Память о песчинке
novayagazeta — 27.04.2021 В шорт-лист Международной Букеровской премии вошла книга Марии Степановой.
До этого русские авторы попадали в этот список только дважды —
Людмила Улицкая (2009) и Владимир Сорокин (2013).
Премия существует с 2005 года и присуждается произведениям
неанглоязычных авторов, переведенных на английский. Кроме нашей
соотечественницы в короткий список вошли французы Эрик Вюйяр и
Давид Диоп, аргентинка Мариан Энрикес, чилиец Бенжамен Лабатут и
датчанка Ольга Равн.
«Новое издательство»
Надо сказать, что в принципе книга Степановой («Новое издательство») могла бы претендовать (и, возможно, будет) на множество премий подобного рода — она переведена на самые разные языки, и ее международный успех можно назвать беспрецедентным. Нет хоть сколько-то значительного в культурном плане издания, которое не разместило бы рецензии на нее, и практически все эти рецензии говорят о «Памяти памяти» как о явлении, с которым современная культура не может не считаться.

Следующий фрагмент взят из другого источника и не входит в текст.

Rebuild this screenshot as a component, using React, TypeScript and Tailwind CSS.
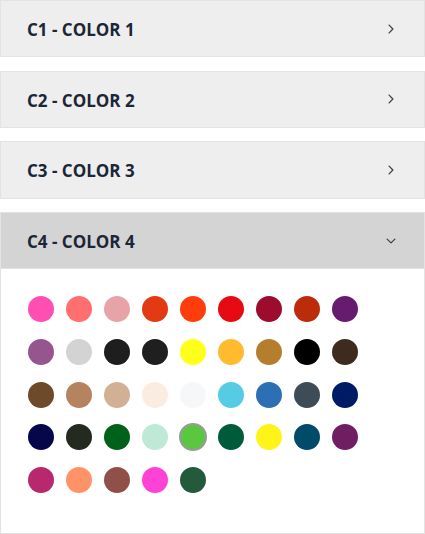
import React from "react";

const rows: string[][] = [
  ["#ff4fb2", "#ff6f6f", "#e6a4a9", "#e23b14", "#ff3c0c", "#e60a12", "#9d0c2c", "#bb2d0a", "#661b6f"],
  ["#95568f", "#d3d3d3", "#1e1e1e", "#1f1f1f", "#ffff1a", "#ffbb2e", "#b57e2c", "#000000", "#3e2a1e"],
  ["#6d4a2a", "#b5835f", "#d1b094", "#fbece2", "#f6f7f9", "#55cbe6", "#2c6fb5", "#3d4c57", "#001b66"],
  ["#06064a", "#242a1f", "#00621a", "#bde9d6", "#5ac83f", "#005b3b", "#fff41a", "#004b6a", "#6f1f61"],
  ["#b8286e", "#ff9266", "#8f5049", "#ff42d6", "#245a3c"],
];

function ChevronRight() {
  return (
    <svg width="18" height="18" viewBox="0 0 24 24" fill="none" stroke="#3f454e" strokeWidth="1.8" strokeLinecap="round" strokeLinejoin="round">
      <path d="m9.5 6.8 5 5.2-5 5.2" />
    </svg>
  );
}

function ChevronDown() {
  return (
    <svg width="18" height="18" viewBox="0 0 24 24" fill="none" stroke="#3f454e" strokeWidth="1.8" strokeLinecap="round" strokeLinejoin="round">
      <path d="m6.8 9.5 5.2 5 5.2-5" />
    </svg>
  );
}

function Header({ label, open }: { label: string; open?: boolean }) {
  return (
    <div
      className={`flex h-[57.33px] items-center justify-between border border-[#e3e3e3] pl-[26px] pr-[24px] ${
        open ? "bg-[#d4d4d4]" : "bg-[#eeeeee]"
      }`}
    >
      <span className="pt-[2px] text-[17px] font-bold text-[#1b2636]" style={{ fontFamily: '"Open Sans", sans-serif' }}>
        {label}
      </span>
      {open ? <ChevronDown /> : <ChevronRight />}
    </div>
  );
}

export default function App() {
  return (
    <div className="h-[534px] w-[425px] overflow-hidden bg-white">
      <div className="mb-[13.33px]">
        <Header label="C1 - COLOR 1" />
      </div>
      <div className="mb-[13.33px]">
        <Header label="C2 - COLOR 2" />
      </div>
      <div className="mb-[13.33px]">
        <Header label="C3 - COLOR 3" />
      </div>
      <div>
        <Header label="C4 - COLOR 4" open />
        <div className="h-[265px] border-x border-b border-[#e3e3e3] pl-[27px] pt-[27px]">
          <div className="flex flex-col gap-y-[16.7px]">
            {rows.map((row, i) => (
              <div key={i} className="flex gap-x-[12px]">
                {row.map((c, j) => {
                  const selected = i === 3 && j === 4;
                  return (
                    <div
                      key={j}
                      className={`h-[26px] w-[26px] rounded-full ${
                        selected ? "outline-2 -outline-offset-1 outline-[#9a9a9a]" : ""
                      }`}
                      style={{ backgroundColor: c, outlineStyle: selected ? "solid" : undefined }}
                    />
                  );
                })}
              </div>
            ))}
          </div>
        </div>
      </div>
    </div>
  );
}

В России премиальный успех у текста Степановой тоже имеется — он
получил главный приз «Большой книги» и премию «НОС». При этом
восприятие книги в литературно-критическом сообществе никак нельзя
назвать однозначным. А разговор о ее международном успехе,
достаточно, повторимся, беспрецедентном, часто переходит на
рассуждения о некоей «тамошней» конъюнктуре, которой книга
Степановой будто бы соответствует, так что сами понимаете…
Такие суждения, между прочим, были предупреждены, оговорены в
этом тексте. Там рассказывается, как во время работы автор приходит
к американскому специалисту по архивам. Он терпеливо отвечает на ее
вопросы, а потом спрашивает, что же за вещь она пишет. «Я стала
объяснять. А, сказал он, это одна из этих книг, когда автор
путешествует по миру в поисках собственных корней, таких теперь
много. Да, сказала я, будет еще одна».
Это не свойственная отечественной литературе осознанность —
понимание того, что писатель это не горний орел, одиноко летящий и
ни на кого не похожий, а человек — и, следовательно, интересуется
человеческим. Тем, о чем другие думают, болит и у него (в нашем
случае у нее) там, где у других тоже болит. Эту боль — о бесследно
исчезающем прошлом; о людях, становящихся песчинками истории и
пропадающих без всякого следа; о конкретных своих родственниках,
«перемолотых» жизнью, память о которых закончится в тот момент,
когда не станет помнящего их автора, — Степанова осмеливается
погрузить в культурный контекст. Она говорит — смотрите, такой-то
замечательный человек про подобные чувства писал так-то, а такой-то
художник передал их так-то. В отечественной традиции подобное часто
называется «умничаньем», и автору предлагают быть проще.
Степанова проще быть не хочет и — это очень важно — нам проще быть не предлагает.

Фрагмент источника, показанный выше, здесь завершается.